A bull flag starts with a strong bull move which is the flagpole. It then has a pullback which forms the flag, before breaking through to the upside and continuing the bull trend.

Enter the trade just above the top of the flag as it breaks out. Your stop loss can go halfway down the flag.

Your profit target can be prior resistance levels or measured with the flag pole. Whatever the distance from the bottom of the flag pole to the bottom of the flag, use that same distance from the top of the flag at the break out point and that is your first profit target.

A bear flag pattern is the reverse.

Pendants

Bull and bear pendants are similar to flags. The pole is the same but the shape off the pole is different.

With flags, the support and resistance levels created by the consolidation period are parallel. With pendants, they converge into a point.

Enter the trade just above the breakout of the pendant. Place your stop, where the narrowing action of the pendant started to occur. Your profit target can be prior resistance levels or by using the flagpole measurement, as is done with flags.

ABCD

The ABCD pattern is based on the principle that stock prices move in waves. Your goal is to anticipate the next wave so you can get on it early and ride it as long as possible.

You are looking for a price movement followed by a flag and then a trend continuation. These patterns also often end with a double top or double bottom and perhaps even confirming dojis.

To trade a bullish ABCD pattern, first look for a stock with a strong uptrend. This is point A to point B. The B point is overextended so it drops back down to C. At this consolidation point, draw your support and resistance lines, then plan and execute your trade. Enter around C, put your stop loss a little below C, and take profits at point D and/or beyond.

A bearish ABCD pattern is the reverse.

Head and Shoulders

Head and shoulder is a bearish reversal pattern. There is also the opposite, an inverted head and shoulders, which is a bullish reversal pattern.
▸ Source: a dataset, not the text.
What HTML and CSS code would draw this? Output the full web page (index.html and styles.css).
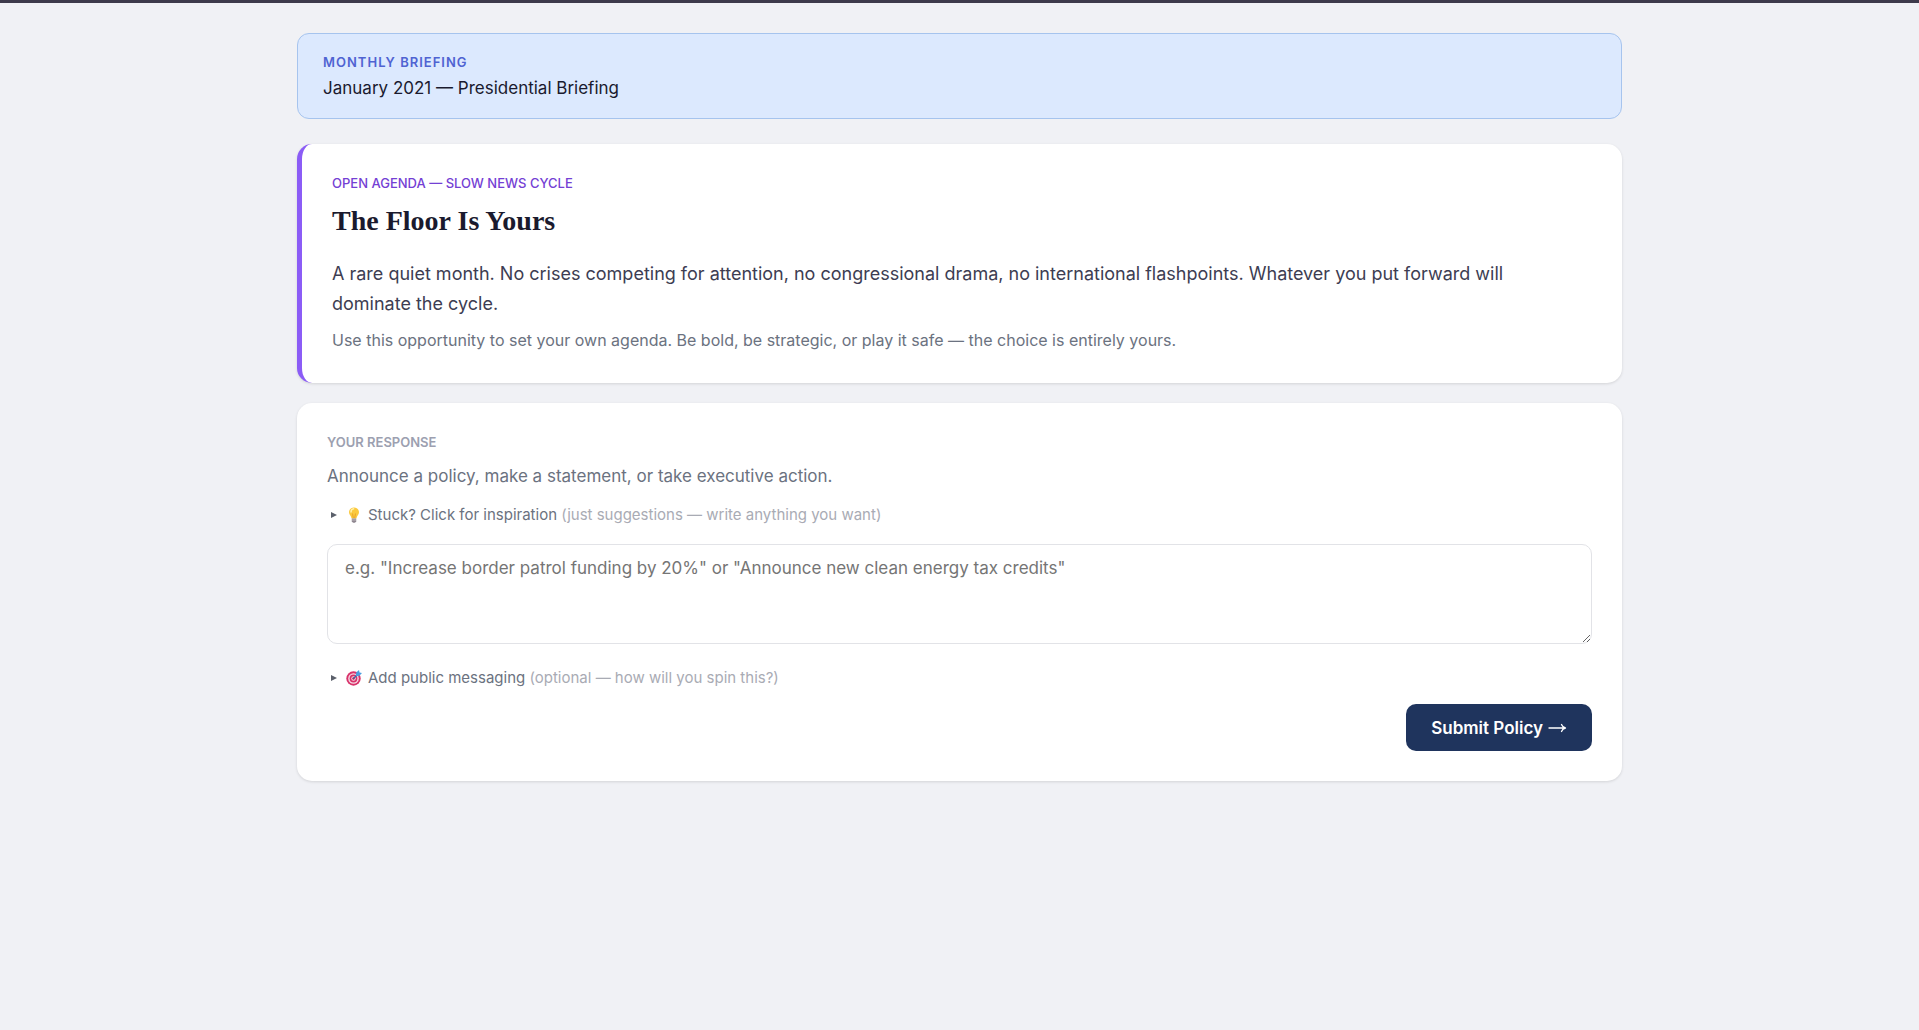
FILE: index.html
```html
<!DOCTYPE html>
<html lang="en">
<head>
    <meta charset="UTF-8">
    <meta name="viewport" content="width=device-width, initial-scale=1.0">
    <title>Presidential Briefing</title>
    <link rel="stylesheet" href="styles.css">
</head>
<body>
    <main class="container">
        <!-- Month banner -->
        <header class="banner">
            <div class="banner-label">Monthly Briefing</div>
            <div class="banner-title">January 2021 — Presidential Briefing</div>
        </header>

        <!-- Current event -->
        <section class="card event-card">
            <div class="event-label">Open Agenda — Slow News Cycle</div>
            <h1>The Floor Is Yours</h1>
            <p class="event-text">A rare quiet month. No crises competing for attention, no congressional drama, no international flashpoints. Whatever you put forward will dominate the cycle.</p>
            <p class="event-note">Use this opportunity to set your own agenda. Be bold, be strategic, or play it safe — the choice is entirely yours.</p>
        </section>

        <!-- Response form -->
        <form class="card response-card">
            <div class="response-label">Your Response</div>
            <label class="response-hint" for="policy">Announce a policy, make a statement, or take executive action.</label>

            <details>
                <summary>
                    <svg class="emoji" viewBox="0 0 16 16" aria-hidden="true">
                        <path d="M8 0.5C4.9 0.5 3 2.7 3 5.3c0 2.4 2.2 3.8 2.6 6.2h4.8C10.8 9.1 13 7.7 13 5.3 13 2.7 11.1 0.5 8 0.5z" fill="#fbc93d"/>
                        <path d="M5 5c0-1.8 1-3 2.6-3.3" stroke="#fff0a8" stroke-width="1.5" fill="none" stroke-linecap="round"/>
                        <path d="M6.5 6.5L7.3 11M9.5 6.5L8.7 11" stroke="#e59a23" stroke-width="0.8" fill="none"/>
                        <path d="M5.8 11.5h4.4v2.7L9 15.7H7l-1.2-1.5z" fill="#8f8790"/>
                        <path d="M5.8 13h4.4" stroke="#c9c2c9" stroke-width="0.8"/>
                    </svg>
                    <span>Stuck? Click for inspiration <span class="muted">(just suggestions — write anything you want)</span></span>
                </summary>
            </details>

            <textarea id="policy" placeholder='e.g. "Increase border patrol funding by 20%" or "Announce new clean energy tax credits"'></textarea>

            <details>
                <summary>
                    <svg class="emoji" viewBox="0 0 16 16" aria-hidden="true">
                        <circle cx="7.5" cy="8.5" r="7.2" fill="#d8336b"/>
                        <circle cx="7.5" cy="8.5" r="5.3" fill="#f5dbe5"/>
                        <circle cx="7.5" cy="8.5" r="3.9" fill="#d8336b"/>
                        <circle cx="7.5" cy="8.5" r="2.2" fill="#f5dbe5"/>
                        <circle cx="7.5" cy="8.5" r="1.2" fill="#b32050"/>
                        <path d="M7.5 8.5L12 4" stroke="#2a6dad" stroke-width="1.1"/>
                        <path d="M9.8 6.2L10.2 2.6 13 0l0.5 2.4 2.5 0.6-2.7 2.8z" fill="#4a9fe0"/>
                    </svg>
                    <span>Add public messaging <span class="muted">(optional — how will you spin this?)</span></span>
                </summary>
            </details>

            <div class="actions">
                <button type="submit">
                    Submit Policy
                    <svg class="arrow" viewBox="0 0 19 10" aria-hidden="true">
                        <path d="M1 5h16.500M13.500 1.500c0.700 1.900 2 3.100 4 3.500-2 0.400-3.300 1.600-4 3.500" fill="none" stroke="#fff" stroke-width="1.300" stroke-linecap="round"/>
                    </svg>
                </button>
            </div>
        </form>
    </main>
</body>
</html>
```
FILE: styles.css
```css
* {
    box-sizing: border-box;
}

body {
    margin: 0;
    border-top: 3px solid #3d3a4b;
    background-color: #f0f1f5;
    color: #1a1a2e;
    font-family: "Inter", sans-serif;
    font-size: 17px;
    line-height: 24px;
}

.container {
    max-width: 1325px;
    margin: 0 auto;
    padding: 30px 0;
}

.banner {
    margin-bottom: 25px;
    padding: 16px 25px;
    background-color: #dce9fe;
    border: 1px solid #a6c4ee;
    border-radius: 12px;
}

.banner-label {
    color: #4f63d2;
    font-size: 13px;
    font-weight: 600;
    letter-spacing: 1px;
    text-transform: uppercase;
}

.banner-title {
    line-height: 28px;
}

.card {
    padding: 30px;
    background-color: #fff;
    border-radius: 15px;
    box-shadow: 0 1px 3px rgba(0, 0, 0, 0.12);
}

.event-card {
    margin-bottom: 20px;
    border-left: 5px solid #8b5cf6;
}

.event-label {
    color: #7440d4;
    font-size: 13px;
    font-weight: 500;
    line-height: 18px;
    text-transform: uppercase;
}

h1 {
    margin: 9px 0 18px;
    font-family: "Liberation Serif", serif;
    font-size: 28px;
    font-weight: 700;
    line-height: 40px;
}

.event-text {
    margin: 0 0 8px;
    padding-right: 30px;
    color: #3d3d52;
    font-size: 18px;
    line-height: 30px;
}

.event-note {
    margin: 0;
    color: #6b7280;
    font-size: 16px;
    line-height: 26px;
}

.response-label {
    color: #9ca0b0;
    font-size: 13px;
    font-weight: 600;
    line-height: 18px;
    text-transform: uppercase;
}

.response-hint {
    display: block;
    margin: 11px 0 13px;
    color: #6b7280;
    line-height: 28px;
}

summary {
    display: flex;
    align-items: center;
    padding-left: 4px;
    color: #6b7280;
    font-size: 15px;
    line-height: 24px;
    list-style: none;
    cursor: pointer;
}

summary::before {
    content: "";
    margin-right: 9px;
    border-left: 6px solid #5b606b;
    border-top: 3px solid transparent;
    border-bottom: 3px solid transparent;
}

.emoji {
    width: 16px;
    height: 16px;
    margin-right: 6px;
}

.muted {
    color: #a9abb4;
}

textarea {
    display: block;
    width: 100%;
    height: 100px;
    margin: 17px 0 22px;
    padding: 10px 17px;
    border: 1px solid #e2e3e7;
    border-radius: 10px;
    font-family: inherit;
    font-size: 17px;
    line-height: 26px;
    resize: vertical;
}

textarea::placeholder {
    color: #757575;
}

.actions {
    display: flex;
    justify-content: flex-end;
    margin-top: 14px;
}

button {
    display: flex;
    align-items: center;
    gap: 5px;
    padding: 12px 25px 11px;
    background-color: #1f345d;
    border: none;
    border-radius: 10px;
    color: #fff;
    font-family: inherit;
    font-size: 17px;
    font-weight: 600;
    line-height: 24px;
    cursor: pointer;
}

button:hover {
    background-color: #2a4478;
}

.arrow {
    width: 19px;
    height: 10px;
}
```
These patterns are considered to be quite reliable.

The head and shoulders pattern traces out a top as the left shoulder, a pullback, then a higher top as the head, another pullback, then a final top as the right shoulder before the final decline.

Another way to look at it is as a triple top.

A trendline can then be drawn across the neckline, which connects the tops of the two shoulders.

To trade this as a short, enter at the break of the neckline on the right shoulder. Place your stop at the top of the right shoulder. Set your profit by measuring the top of the head to the neckline and using that same distance from the neckline down.

For an inverted head and shoulders, just inverse everything.